If a process is designed to produce a product of a certain size or other measured characteristic, it is impossible to control all the small factors that can cause the product to differ slightly from the desired measurement. Some of these factors will produce products that have measurements that are larger than desired and some will have the opposite effect. If several random factors affect the process, they tend to offset each other, and the most common results are near the middle of the range; this phenomenon is called the central limit theorem.

If the range of possible measurement values is divided equally into subdivisions called bins, the measurements can be sorted, and the number of measurements that fall into each bin can be counted. The result is a frequency distribution that shows how many measurements fall into each bin. If the effects that are causing the differences are random and tend to offset each other, the frequency distribution is called a normal distribution, which resembles the shape of a bell with edges that flare out. The edges of a theoretical normal distribution curve get very close to zero but do not reach zero.

Example: Normal Distribution

A refinery’s quality control manager measures many samples of 87 octane gasoline, sorts the measurements by their octane rating into bins that are 0.1 octane wide, and then counts the number of measurements in each bin. Then she creates a frequency distribution chart of the data, as shown in Figure 10.1.

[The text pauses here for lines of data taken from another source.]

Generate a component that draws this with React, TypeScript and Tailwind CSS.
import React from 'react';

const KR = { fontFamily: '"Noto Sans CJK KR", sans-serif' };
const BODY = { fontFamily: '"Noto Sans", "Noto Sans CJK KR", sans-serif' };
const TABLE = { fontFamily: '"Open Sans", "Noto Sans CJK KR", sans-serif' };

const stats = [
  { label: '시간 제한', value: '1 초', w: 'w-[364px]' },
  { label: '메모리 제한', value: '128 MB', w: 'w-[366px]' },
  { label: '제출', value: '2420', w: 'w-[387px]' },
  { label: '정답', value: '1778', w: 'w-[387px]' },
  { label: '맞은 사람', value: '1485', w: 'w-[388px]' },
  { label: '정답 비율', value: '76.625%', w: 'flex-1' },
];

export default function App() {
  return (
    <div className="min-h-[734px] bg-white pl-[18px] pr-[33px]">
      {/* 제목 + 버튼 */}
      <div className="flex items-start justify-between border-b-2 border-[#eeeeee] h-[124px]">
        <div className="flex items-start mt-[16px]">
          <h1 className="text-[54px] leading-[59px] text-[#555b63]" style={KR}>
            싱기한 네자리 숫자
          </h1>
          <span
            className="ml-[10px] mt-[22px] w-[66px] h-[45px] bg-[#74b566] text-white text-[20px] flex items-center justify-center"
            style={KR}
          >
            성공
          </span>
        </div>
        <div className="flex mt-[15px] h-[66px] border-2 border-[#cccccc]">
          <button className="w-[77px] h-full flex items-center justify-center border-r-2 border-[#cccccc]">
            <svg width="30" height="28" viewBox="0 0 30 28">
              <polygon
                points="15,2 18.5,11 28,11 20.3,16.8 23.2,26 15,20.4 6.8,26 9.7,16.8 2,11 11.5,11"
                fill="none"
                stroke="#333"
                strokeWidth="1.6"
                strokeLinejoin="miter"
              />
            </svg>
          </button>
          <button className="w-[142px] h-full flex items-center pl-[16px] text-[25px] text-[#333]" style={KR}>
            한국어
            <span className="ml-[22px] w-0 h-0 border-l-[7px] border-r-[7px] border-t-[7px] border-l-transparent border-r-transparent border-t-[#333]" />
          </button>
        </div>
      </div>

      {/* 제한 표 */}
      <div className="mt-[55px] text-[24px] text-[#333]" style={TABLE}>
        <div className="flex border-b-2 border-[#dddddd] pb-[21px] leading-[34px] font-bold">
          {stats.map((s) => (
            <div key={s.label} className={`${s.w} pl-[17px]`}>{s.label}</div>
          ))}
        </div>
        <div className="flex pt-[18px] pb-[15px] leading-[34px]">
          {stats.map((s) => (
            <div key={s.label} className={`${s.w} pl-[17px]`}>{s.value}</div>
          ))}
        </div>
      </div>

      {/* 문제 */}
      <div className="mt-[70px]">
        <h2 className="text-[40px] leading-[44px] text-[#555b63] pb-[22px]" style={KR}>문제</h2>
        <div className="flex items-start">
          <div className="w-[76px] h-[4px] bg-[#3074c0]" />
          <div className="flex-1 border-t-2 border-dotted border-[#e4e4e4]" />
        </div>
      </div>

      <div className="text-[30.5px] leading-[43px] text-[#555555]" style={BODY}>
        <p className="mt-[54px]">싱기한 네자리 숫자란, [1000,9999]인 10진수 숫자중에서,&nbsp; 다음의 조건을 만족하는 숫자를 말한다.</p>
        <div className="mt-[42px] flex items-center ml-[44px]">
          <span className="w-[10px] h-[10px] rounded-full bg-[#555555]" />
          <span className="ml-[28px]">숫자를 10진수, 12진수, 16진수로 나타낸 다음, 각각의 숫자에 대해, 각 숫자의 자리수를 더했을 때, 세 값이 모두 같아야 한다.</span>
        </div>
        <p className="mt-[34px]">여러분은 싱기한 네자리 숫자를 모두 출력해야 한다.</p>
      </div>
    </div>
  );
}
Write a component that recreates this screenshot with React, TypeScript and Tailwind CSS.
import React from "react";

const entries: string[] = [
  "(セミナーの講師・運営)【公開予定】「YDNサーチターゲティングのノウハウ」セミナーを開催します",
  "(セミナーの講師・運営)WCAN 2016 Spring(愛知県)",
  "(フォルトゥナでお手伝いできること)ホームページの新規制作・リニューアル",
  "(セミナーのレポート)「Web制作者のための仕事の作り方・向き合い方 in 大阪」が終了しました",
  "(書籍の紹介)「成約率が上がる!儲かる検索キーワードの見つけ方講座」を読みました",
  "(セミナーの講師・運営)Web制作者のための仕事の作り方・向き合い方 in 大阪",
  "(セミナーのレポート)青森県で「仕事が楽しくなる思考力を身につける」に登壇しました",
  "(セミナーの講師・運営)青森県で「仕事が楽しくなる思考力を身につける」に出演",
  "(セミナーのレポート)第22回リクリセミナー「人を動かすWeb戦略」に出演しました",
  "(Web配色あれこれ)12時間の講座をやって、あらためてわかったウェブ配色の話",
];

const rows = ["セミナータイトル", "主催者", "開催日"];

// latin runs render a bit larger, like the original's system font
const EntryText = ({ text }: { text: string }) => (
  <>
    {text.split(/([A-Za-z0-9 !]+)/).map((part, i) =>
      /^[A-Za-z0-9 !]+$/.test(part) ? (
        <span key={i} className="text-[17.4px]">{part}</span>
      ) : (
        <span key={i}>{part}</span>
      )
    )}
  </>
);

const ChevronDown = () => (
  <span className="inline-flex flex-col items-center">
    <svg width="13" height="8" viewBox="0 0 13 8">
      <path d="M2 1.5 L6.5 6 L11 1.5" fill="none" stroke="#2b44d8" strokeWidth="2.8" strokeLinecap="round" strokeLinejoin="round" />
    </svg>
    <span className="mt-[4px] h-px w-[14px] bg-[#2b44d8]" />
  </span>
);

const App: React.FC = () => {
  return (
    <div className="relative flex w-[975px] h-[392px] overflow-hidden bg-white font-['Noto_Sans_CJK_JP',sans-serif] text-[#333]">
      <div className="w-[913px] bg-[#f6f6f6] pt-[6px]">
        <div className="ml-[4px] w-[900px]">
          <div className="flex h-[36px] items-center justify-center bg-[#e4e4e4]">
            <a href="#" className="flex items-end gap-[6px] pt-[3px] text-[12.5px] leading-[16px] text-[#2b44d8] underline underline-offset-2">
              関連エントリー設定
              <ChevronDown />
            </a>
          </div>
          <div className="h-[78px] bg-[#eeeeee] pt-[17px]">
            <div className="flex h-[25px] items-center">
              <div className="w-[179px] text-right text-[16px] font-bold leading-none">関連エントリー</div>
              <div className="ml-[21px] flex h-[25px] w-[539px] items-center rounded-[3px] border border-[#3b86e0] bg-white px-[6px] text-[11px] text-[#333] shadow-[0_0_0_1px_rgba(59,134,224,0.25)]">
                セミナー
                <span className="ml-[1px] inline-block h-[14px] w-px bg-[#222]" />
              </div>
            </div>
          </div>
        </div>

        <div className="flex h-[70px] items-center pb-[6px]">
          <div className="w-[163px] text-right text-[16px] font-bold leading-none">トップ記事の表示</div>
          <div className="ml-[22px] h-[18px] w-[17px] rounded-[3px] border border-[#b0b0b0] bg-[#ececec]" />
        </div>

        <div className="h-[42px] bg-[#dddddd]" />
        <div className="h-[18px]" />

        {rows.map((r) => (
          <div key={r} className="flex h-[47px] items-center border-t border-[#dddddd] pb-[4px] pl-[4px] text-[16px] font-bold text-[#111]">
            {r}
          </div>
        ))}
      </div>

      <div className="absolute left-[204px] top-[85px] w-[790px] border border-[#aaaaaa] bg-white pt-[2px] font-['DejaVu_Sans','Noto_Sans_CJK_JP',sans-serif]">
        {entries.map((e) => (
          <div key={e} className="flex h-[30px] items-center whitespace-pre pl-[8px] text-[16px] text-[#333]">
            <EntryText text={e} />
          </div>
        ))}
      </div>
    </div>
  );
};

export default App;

A frequency distribution chart
Figure 10.1: Normal Distribution of Measurements

It is common to take samples—randomly selected subsets from the total population—and measure and compare their qualities, since measuring the entire population would be cumbersome, if not impossible. If the sample measurements are distributed equally above and below the centre of the distribution as they are in Figure 10.1, the average of those measurements is also the centre value that is called the mean and is represented in formulas by the lowercase Greek letter μ (pronounced mu). The amount of difference of the measurements from the central value is called the sample standard deviation or just the standard deviation.

The first step in calculating the standard deviation is subtracting each measurement from the central value (mean) and then squaring that difference. (Recall from your mathematics courses that squaring a number is multiplying it by itself and that the result is always positive.) The next step is to sum these squared values and divide by the number of values minus one. The last step is to take the square root. The result can be thought of as an average difference. (If you had used the usual method of taking an average, the positive and negative numbers would have summed to zero.) Mathematicians represent the standard deviation with the lowercase Greek letter (pronounced sigma). If all the elements of a group are measured, instead of just a sample, it is called the standard deviation of the population and in the second step, the sum of the squared values is divided by the total number of values.

Figure 10.1 shows that the most common measurements of octane rating are close to 87 and that the other measurements are distributed equally above and below 87. The shape of the distribution chart supports the central limit theorem’s assumption that the factors that are affecting the octane rating are random and tend to offset each other, which is indicated by the symmetric shape. This distribution is a classic example of a normal distribution. The quality control manager notices that none of the measurements are above 88 or below 86 so they are within control limits, and she concludes that the process is working satisfactorily.

Example: Standard Deviation of Gasoline Samples

The refinery’s quality control manager uses the standard deviation function in her spreadsheet program to find the standard deviation of the sample measurements and finds that for her data, the standard deviation is 0.3 octane. She marks the range on the frequency distribution chart to show the values that fall within one sigma (standard deviation) on either side of the mean (Figure 10.2).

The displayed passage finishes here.